MAP4F10 Recovery from I/O enclosure repair with one CEC enclosure fenced

This procedure addresses a situation in which a failure in an I/O enclosure causes a CEC to become fenced and, in some configurations, adapters in another I/O enclosure to become unavailable. Use this procedure after the original I/O enclosure failure has been successfully repaired. This procedure will recover the CEC to dual cluster operational and, if needed, will recover the other I/O enclosure that might not be available.

MAP4F10 Section-1

About this task

  • You completed replacing one of the following I/O enclosure FRUs:
    • I/O enclosure backplane
    • RIO card
    • RIO cable
  • The serviceable event that you just repaired for the I/O enclosure has been automatically closed.
  • A new serviceable event was created with SRC BE400100 = CEC in fenced state during I/O enclosure repair.

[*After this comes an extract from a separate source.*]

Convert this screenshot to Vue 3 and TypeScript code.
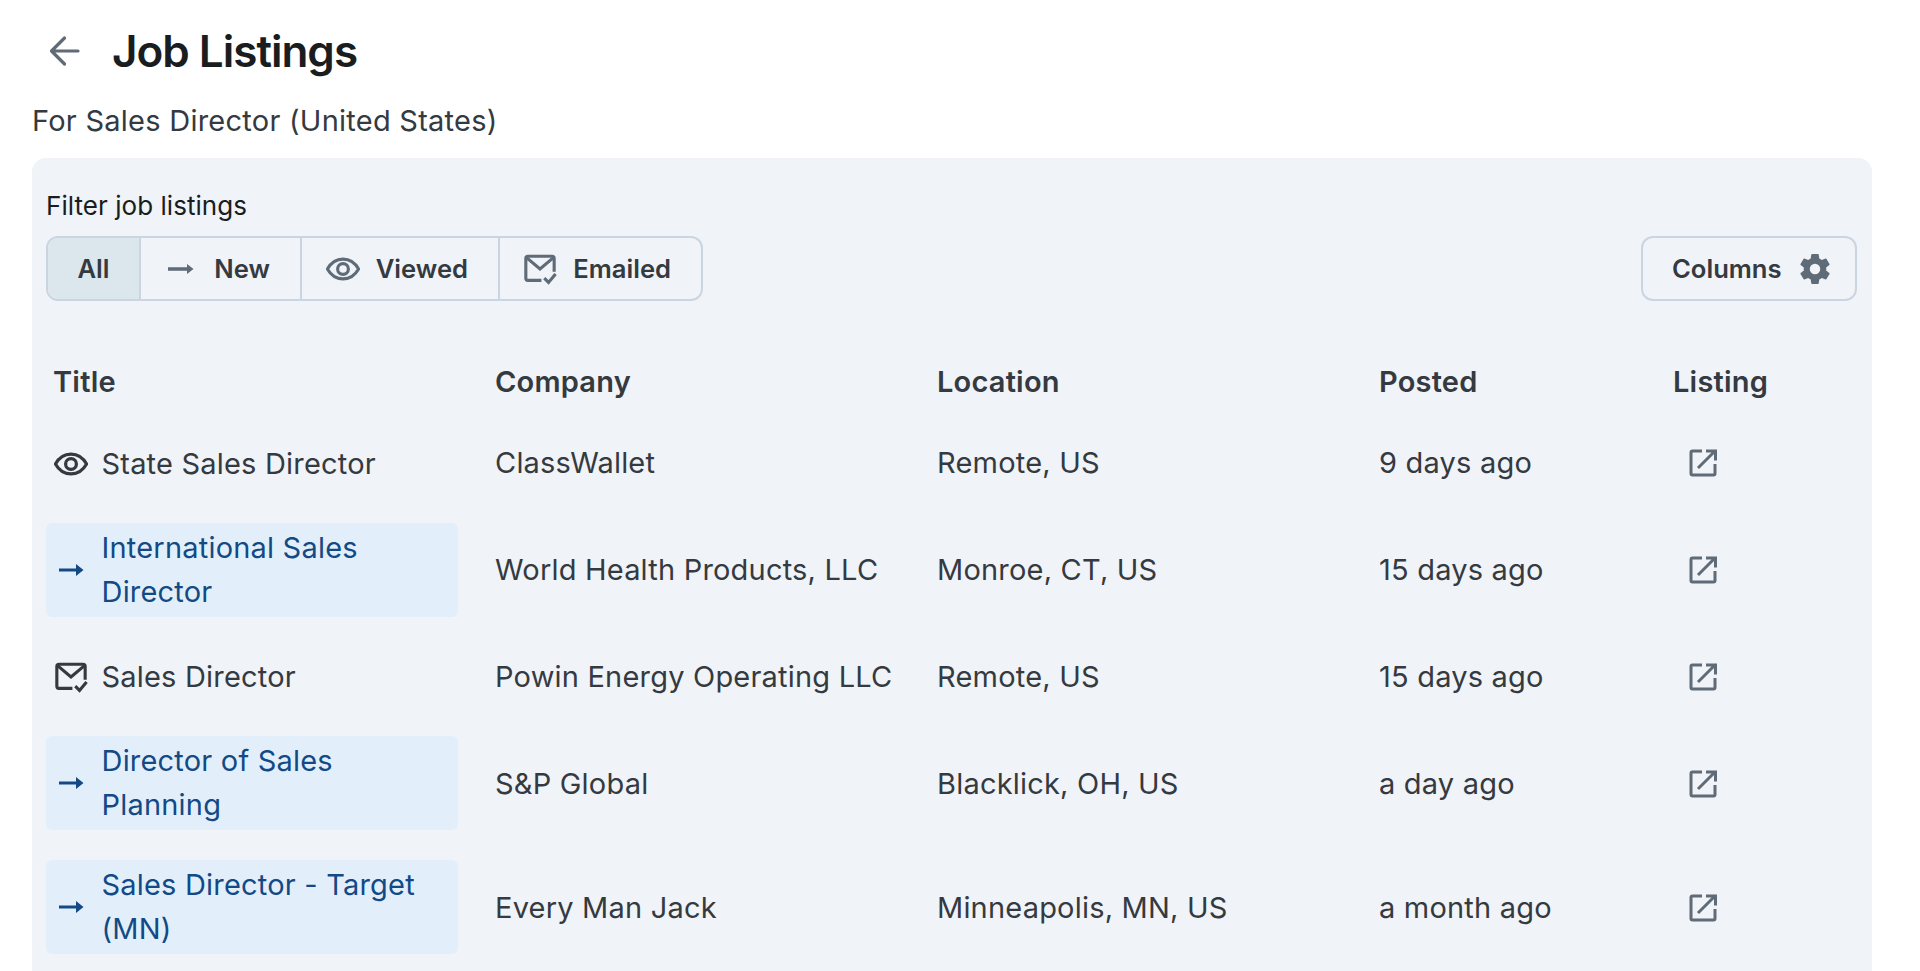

A CEC enclosure is fenced, quiesced, or powered off.

Procedure

  1. Are there any open serviceable events with SRCs BE1E2167, BE1E2543, or BE1E2551?
    • Yes, close these serviceable events. These are expected when an I/O enclosure has serviceable events and a CEC enclosure is fenced.
    • No, go to the next step.
  2. Are there any open serviceable events with CEC FRUs?
    • Yes, repair them and then go to step 4.
    • No, go to the next step.
  3. Use this special pseudo repair procedure to reset the fenced CEC enclosure, which will quiesce, power off, power on, and resume the CEC enclosure:
    1. Use the Display Storage Facility State (End of Call) to determine which CEC enclosure is fenced.
      1. From the navigation area, click Storage Facility Management > storage facility.
      2. From the bottom Task area, click Service Utilities > View Storage Facility State. The View Storage Facility State (end of call) window opens.
      3. Click the Fenced Resources option at the bottom of the list. Then, click Details and the fenced LPAR information will be shown.
        For example:
        Server     Not Good                      
        lparName   SF75FW820ESS11                
        state=4(Fenced),PartitionState=Running
               
        Note: SFsssssssssESS0x (x = 1 or 2) is in CEC0 (upper) 
              SFsssssssssESS1x (x = 1 or 2) is in CEC1 (lower) 
      4. Return to the Task area, and click Service Utilities > View Hardware Topology. You can identify the fenced CEC enclosure location code.
        For example:
        Current Hardware Topology
        CEC 0 MTMS = 9117-MMA*10D5242
        CEC 0 Unit ID = U787D.001.DQD53K3
        CEC 1 MTMS = 9117-MMA*10D5272
        CEC 1 Unit ID = U787D.001.DQD17BM
    2. Use the Exchange Parts procedure to select the CEC enclosure that displayed as fenced:
      1. From the navigation area, click Storage Facility Management > storage facility.
      2. From the bottom Task area, click Exchange Parts > Exchange CEC Components.... The Exchange CEC Components window opens.
      3. Select a CEC enclosure and click Show FRUs. The Show CEC FRUs window opens.
      4. Select the FRU Location Code, and then click Exchange FRU.
    3. Select the System Processor Card FRU and continue the guided repair:
      1. From the Show CEC FRUs window, select System Processor Card for any Processor Card Slot (LEDs not used) and click Exchange FRU.
        Notes:
        1. If the System Processor Card is not displayed, you may need to maximize the window and manually scroll down the list.
        2. Do not disconnect the black power cables to the CEC enclosure power supplies when directed.
        3. Do not replace the system processor card when directed, leave it installed and continue the repair.
    4. After the pseudo repair of the CEC is complete, go to the next step.
  4. Determine if another I/O enclosure needs to be recovered. Are there any open serviceable events with the following SRCs?
    • BE340012 (Device Area Resource Manager detected device adapter card objects missing in the current harvest)
    • BE360012 (IBM.EssSAHARM detected host adapter card objects missing in the current harvest)
    • Yes, go to the next step.
    • No, go to step 6.
  5. Identify the I/O enclosure for the serviceable events with the SRCs BE340012 (Device adapter card missing) or BE360012 (Host adapter card missing):
    1. Use the location codes in the FRU list to determine the I/O enclosure.
      Note: Each device adapter card and host adapter card in the I/O enclosure will have an open serviceable event.
    2. Do not repair any of these open serviceable events.
    3. Use the "Exchange Parts" procedure to do a pseudo repair of the I/O enclosure RIO card to make the I/O enclosure adapters available.
    4. After the I/O enclosure pseudo repair is successful, manually close each serviceable event with SRC BE340012 or SRC BE360012.
    5. Go to the next step.
  6. Display and repair any open serviceable events containing I/O enclosure FRUs.